Eye For Film >> Movies >> Exile (2020) Film Review
Reviewed by: Amber Wilkinson
As Joseph Heller wrote: "Just because you're paranoid doesn't mean they aren't after you."
And the question in Visar Morina's tense and uneasy second feature is to what degree both these elements are at play in the life of Xhafer (Misel Maticevic, who has the look of a young Nathan Fillion). A Kosovan migrant, he lives in Germany with his wife Nora (Sandra Hüller) and three kids while working in a high pressure job as a chemical engineer, his workplace a warren-like, strip-lit place of nightmares where all the men walk around in a permanent sweat. The sort of environment that would breed stress in anyone, as the script, co-written by Ulrich Köhler will go on to show. But for Xhafer, the situation is exacerbated by latent - even if, possibly, accidental - low-level racism, such as the way people repeatedly mislabel him as Croatian.

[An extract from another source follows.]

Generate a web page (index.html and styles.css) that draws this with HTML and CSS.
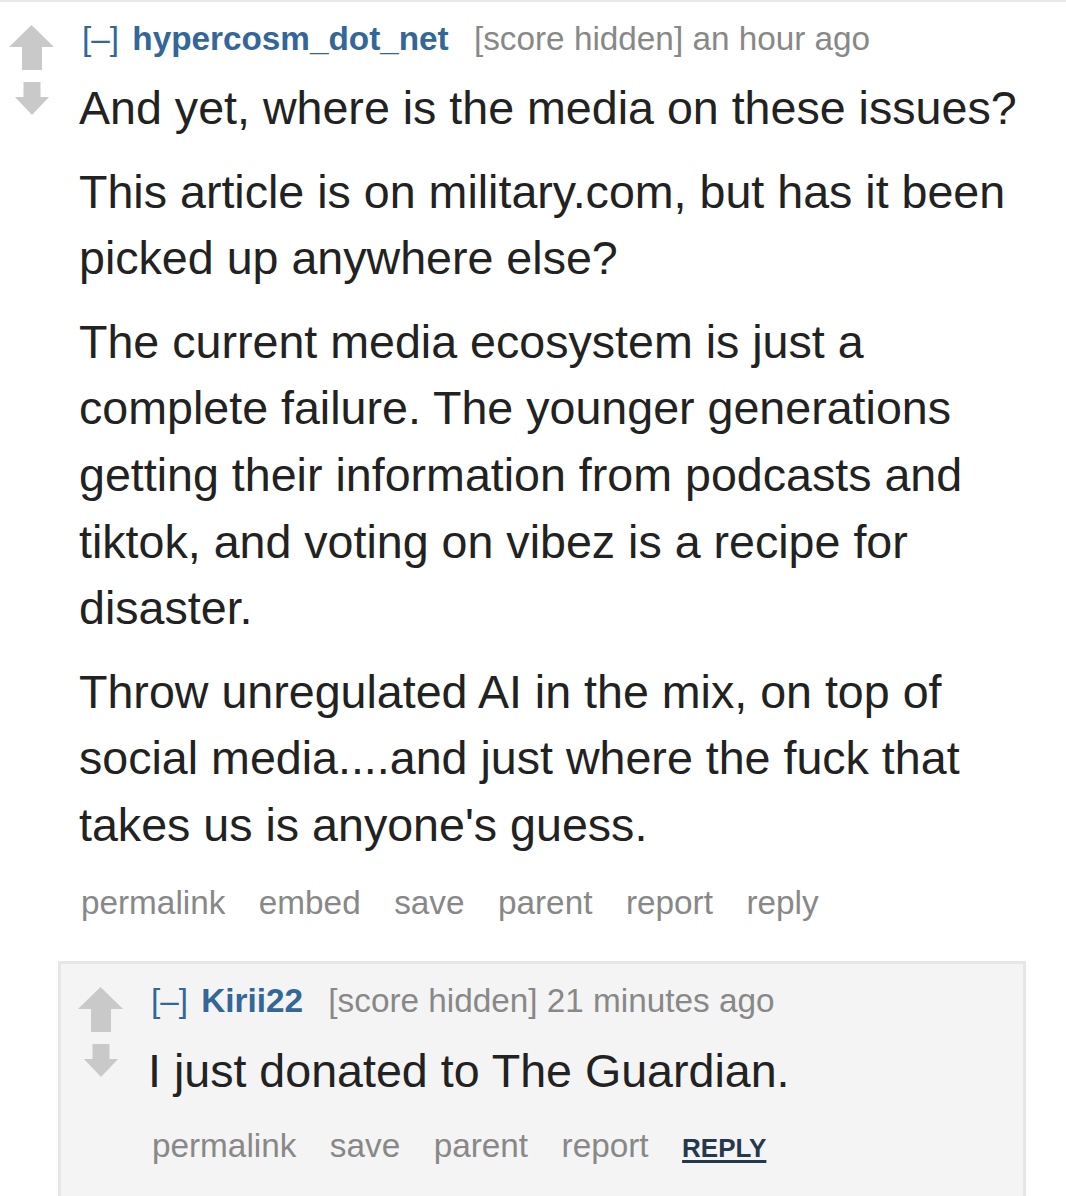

There's no doubting the reality of the rat that Xhafer finds hanging on his front gate, though - an animal that those in his workplace are aware he has a phobia of. It is this that begins what will come a spiral of obsession and paranoia for Xhafer as he starts to take things such as being left out of communal office emails by his offhand colleague Urs (Rainer Bock) intensely personally, despite his wife pointing out that it may be nothing to do with his race, but rather the fact that they "dislike him" as a person. This lack of sympathy on the home front encourages cracks to form there as well, as Morina invites us to consider to what degree the chip on Xhafer's shoulder is fuelling the problem, even as he also points to how, slights that may individually seem small, can build to a barrage in the wrong environment.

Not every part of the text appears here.